Some Key Information Gaps

  1. What “gold coverage” thresholds most plausibly restore confidence in fiat regimes? Defining credible coverage benchmarks would clarify whether gold repricing reflects stabilization or ongoing systemic stress.
  2. Which forms of financial repression most effectively sustain sovereign bond demand? Understanding these mechanisms is vital for assessing long-term impacts on savers and capital allocation.
  3. Do bonds still provide diversification benefits under modern inflation and geopolitical regimes? Rigorous testing can inform fiduciary standards and portfolio design.
  4. What custody models best preserve “outside-the-system” properties for gold and Bitcoin? Operational clarity is essential to ensure these assets function as intended during crises.
  5. How can markets distinguish durable rollover expectations from temporary liquidity stress? Reliable indicators would improve early-warning systems for monetary instability.

Broader Implications for Bitcoin

Monetary Credibility Under Persistent Debt

Rising reliance on refinancing reshapes how monetary credibility is earned and lost. Rather than signaling discipline through repayment, states increasingly rely on confidence that liquidity will always be provided. Over time, this may erode trust in fiat systems and accelerate experimentation with alternative reserve assets such as Bitcoin.
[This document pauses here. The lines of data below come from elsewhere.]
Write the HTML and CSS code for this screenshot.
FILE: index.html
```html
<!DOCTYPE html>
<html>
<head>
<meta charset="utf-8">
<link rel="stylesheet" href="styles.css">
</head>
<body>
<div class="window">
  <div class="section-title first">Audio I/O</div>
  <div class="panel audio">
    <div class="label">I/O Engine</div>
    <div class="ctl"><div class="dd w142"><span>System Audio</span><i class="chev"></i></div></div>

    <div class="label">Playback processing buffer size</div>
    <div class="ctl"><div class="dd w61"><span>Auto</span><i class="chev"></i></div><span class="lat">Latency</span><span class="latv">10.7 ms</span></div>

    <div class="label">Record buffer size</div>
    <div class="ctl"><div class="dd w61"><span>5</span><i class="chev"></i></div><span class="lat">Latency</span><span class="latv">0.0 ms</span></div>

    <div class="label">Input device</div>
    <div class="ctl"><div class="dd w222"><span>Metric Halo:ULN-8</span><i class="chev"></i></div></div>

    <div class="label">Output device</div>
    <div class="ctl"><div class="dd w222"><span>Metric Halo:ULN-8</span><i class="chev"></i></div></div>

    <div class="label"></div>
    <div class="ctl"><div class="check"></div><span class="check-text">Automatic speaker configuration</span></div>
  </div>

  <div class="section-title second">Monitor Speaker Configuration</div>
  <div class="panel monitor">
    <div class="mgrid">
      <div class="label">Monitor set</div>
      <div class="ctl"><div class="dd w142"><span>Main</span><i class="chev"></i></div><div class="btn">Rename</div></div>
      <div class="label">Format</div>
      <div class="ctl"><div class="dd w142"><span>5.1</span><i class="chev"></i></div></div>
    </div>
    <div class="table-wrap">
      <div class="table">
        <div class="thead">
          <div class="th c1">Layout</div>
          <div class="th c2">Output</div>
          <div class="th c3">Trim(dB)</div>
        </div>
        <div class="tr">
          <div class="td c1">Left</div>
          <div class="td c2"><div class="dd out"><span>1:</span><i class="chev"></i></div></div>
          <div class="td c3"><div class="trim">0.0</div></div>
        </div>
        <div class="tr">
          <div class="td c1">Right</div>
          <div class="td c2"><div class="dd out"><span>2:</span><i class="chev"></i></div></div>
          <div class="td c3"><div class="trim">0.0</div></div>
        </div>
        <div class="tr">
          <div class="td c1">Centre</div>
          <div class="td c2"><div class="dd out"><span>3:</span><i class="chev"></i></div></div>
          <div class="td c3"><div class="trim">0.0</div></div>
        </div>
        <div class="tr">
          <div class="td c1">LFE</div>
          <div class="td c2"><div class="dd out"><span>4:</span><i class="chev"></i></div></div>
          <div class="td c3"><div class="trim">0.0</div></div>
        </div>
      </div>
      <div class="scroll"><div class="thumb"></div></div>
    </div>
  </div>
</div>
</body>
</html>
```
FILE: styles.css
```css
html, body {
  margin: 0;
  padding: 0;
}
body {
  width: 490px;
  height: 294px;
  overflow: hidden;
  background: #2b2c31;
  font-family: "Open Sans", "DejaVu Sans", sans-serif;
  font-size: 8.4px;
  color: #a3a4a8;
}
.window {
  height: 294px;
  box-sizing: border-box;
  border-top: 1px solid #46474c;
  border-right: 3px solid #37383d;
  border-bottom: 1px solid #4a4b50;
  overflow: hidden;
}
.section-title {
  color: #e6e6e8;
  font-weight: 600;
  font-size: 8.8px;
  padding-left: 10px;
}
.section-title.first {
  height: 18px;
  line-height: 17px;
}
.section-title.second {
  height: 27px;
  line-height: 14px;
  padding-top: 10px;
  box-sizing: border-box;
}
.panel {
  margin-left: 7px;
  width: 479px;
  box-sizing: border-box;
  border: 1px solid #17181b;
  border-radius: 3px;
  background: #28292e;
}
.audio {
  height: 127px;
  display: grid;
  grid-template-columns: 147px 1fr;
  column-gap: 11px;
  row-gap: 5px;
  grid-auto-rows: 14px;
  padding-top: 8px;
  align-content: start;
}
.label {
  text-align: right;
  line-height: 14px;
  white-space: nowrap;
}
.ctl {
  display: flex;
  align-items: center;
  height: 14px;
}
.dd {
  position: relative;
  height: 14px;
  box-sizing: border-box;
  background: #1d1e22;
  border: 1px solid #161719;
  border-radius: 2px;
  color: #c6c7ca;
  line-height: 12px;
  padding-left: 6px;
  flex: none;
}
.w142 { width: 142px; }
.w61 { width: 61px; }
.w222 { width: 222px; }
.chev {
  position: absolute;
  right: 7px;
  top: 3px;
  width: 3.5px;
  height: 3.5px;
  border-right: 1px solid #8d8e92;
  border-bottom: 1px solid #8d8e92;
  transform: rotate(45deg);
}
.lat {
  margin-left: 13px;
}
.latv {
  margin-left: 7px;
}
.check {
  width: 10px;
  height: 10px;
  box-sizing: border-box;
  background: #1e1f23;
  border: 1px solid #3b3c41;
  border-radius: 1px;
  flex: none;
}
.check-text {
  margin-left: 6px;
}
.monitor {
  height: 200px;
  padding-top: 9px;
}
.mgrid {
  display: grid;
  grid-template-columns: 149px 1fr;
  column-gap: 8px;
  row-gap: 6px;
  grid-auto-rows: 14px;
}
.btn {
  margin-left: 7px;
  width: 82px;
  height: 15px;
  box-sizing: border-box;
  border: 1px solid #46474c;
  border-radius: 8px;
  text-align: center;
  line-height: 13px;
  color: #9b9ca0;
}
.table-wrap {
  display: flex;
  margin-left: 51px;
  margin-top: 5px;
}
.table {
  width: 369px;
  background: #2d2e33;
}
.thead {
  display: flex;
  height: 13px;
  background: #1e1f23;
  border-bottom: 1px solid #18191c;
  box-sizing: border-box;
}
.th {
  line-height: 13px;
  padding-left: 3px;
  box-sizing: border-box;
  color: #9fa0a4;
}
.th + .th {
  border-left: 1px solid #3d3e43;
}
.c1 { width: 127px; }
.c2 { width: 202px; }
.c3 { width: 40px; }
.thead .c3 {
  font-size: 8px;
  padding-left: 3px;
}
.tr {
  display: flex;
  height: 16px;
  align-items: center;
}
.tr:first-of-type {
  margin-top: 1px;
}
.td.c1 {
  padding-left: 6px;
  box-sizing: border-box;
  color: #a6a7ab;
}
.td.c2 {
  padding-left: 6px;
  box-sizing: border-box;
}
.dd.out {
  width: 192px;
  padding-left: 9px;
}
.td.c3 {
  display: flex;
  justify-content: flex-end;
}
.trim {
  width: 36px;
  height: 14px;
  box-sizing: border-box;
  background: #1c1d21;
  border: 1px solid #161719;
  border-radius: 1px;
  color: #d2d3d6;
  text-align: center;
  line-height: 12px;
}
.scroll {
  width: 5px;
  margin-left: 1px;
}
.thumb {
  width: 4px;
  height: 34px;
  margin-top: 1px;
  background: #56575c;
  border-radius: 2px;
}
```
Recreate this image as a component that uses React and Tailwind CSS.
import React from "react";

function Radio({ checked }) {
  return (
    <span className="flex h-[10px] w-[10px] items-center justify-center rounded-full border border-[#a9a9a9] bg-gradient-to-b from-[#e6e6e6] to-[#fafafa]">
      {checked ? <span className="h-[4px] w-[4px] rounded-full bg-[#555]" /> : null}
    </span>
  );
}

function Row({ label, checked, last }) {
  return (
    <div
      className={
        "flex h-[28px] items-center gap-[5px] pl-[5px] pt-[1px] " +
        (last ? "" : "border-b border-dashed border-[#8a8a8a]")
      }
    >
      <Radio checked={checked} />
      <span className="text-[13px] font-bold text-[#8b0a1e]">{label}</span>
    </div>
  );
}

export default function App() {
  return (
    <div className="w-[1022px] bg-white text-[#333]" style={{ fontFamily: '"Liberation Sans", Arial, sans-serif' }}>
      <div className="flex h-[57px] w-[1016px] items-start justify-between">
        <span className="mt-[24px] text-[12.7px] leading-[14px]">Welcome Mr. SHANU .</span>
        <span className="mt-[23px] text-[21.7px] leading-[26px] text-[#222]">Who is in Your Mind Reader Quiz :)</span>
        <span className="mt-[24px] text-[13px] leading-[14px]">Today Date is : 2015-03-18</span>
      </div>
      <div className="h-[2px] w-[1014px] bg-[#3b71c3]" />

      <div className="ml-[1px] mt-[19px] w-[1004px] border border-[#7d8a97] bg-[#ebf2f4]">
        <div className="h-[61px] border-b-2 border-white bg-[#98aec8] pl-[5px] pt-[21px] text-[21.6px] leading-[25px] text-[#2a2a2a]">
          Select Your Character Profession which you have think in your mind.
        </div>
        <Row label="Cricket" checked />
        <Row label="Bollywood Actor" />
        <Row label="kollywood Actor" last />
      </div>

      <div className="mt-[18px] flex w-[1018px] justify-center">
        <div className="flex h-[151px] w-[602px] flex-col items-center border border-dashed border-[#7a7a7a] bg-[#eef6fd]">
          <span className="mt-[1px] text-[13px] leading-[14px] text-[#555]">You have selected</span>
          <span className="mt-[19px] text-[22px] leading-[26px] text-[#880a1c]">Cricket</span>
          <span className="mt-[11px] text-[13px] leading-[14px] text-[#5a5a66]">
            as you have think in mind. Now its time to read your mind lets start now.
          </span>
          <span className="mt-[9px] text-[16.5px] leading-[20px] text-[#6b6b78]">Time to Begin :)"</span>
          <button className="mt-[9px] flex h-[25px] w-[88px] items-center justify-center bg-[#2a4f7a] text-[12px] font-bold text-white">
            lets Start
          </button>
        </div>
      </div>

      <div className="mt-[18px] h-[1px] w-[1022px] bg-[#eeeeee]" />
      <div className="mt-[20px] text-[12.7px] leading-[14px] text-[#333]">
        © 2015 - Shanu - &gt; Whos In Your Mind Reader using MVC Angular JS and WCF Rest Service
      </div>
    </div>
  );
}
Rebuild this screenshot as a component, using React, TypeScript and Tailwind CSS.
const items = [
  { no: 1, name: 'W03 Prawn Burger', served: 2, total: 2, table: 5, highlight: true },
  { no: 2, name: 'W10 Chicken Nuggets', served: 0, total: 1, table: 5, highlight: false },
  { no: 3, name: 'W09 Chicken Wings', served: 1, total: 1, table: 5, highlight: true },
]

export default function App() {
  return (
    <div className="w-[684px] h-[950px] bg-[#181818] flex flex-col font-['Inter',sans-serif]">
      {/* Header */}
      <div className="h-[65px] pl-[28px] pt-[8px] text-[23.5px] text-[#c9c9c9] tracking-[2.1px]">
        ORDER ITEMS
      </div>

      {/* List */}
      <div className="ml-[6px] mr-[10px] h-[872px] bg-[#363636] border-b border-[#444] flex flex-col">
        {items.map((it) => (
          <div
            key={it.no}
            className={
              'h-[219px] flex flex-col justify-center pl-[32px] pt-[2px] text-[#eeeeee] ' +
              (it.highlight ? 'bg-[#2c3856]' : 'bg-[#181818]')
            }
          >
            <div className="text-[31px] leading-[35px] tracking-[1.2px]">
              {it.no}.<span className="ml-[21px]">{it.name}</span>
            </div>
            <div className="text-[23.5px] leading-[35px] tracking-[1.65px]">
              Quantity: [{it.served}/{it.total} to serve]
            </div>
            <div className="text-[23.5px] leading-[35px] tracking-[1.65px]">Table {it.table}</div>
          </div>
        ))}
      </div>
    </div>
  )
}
Financial Repression and Household Wealth

Expanded use of regulation to channel savings into sovereign debt shifts risk from governments to households. While these policies can stabilize funding in the short run, they may quietly reduce long-term purchasing power and amplify inequality. Bitcoin’s fixed supply offers a contrasting savings logic that could gain relevance as repression intensifies.

Scarce Assets in a Multipolar World

Geopolitical fragmentation increases demand for assets not tied to any single jurisdiction. Gold and Bitcoin both benefit from this dynamic, but Bitcoin’s digital portability introduces new strategic considerations. Over the next several years, competition between states may increasingly revolve around access to, control of, or accommodation for scarce digital assets.

Portfolio Theory After the 60/40 Era

If bonds no longer stabilize portfolios, asset allocation theory must adapt. Scarce assets challenge traditional correlations and force reconsideration of what constitutes a risk-free anchor. Bitcoin’s growing inclusion in institutional discussions reflects this broader rethinking of diversification itself.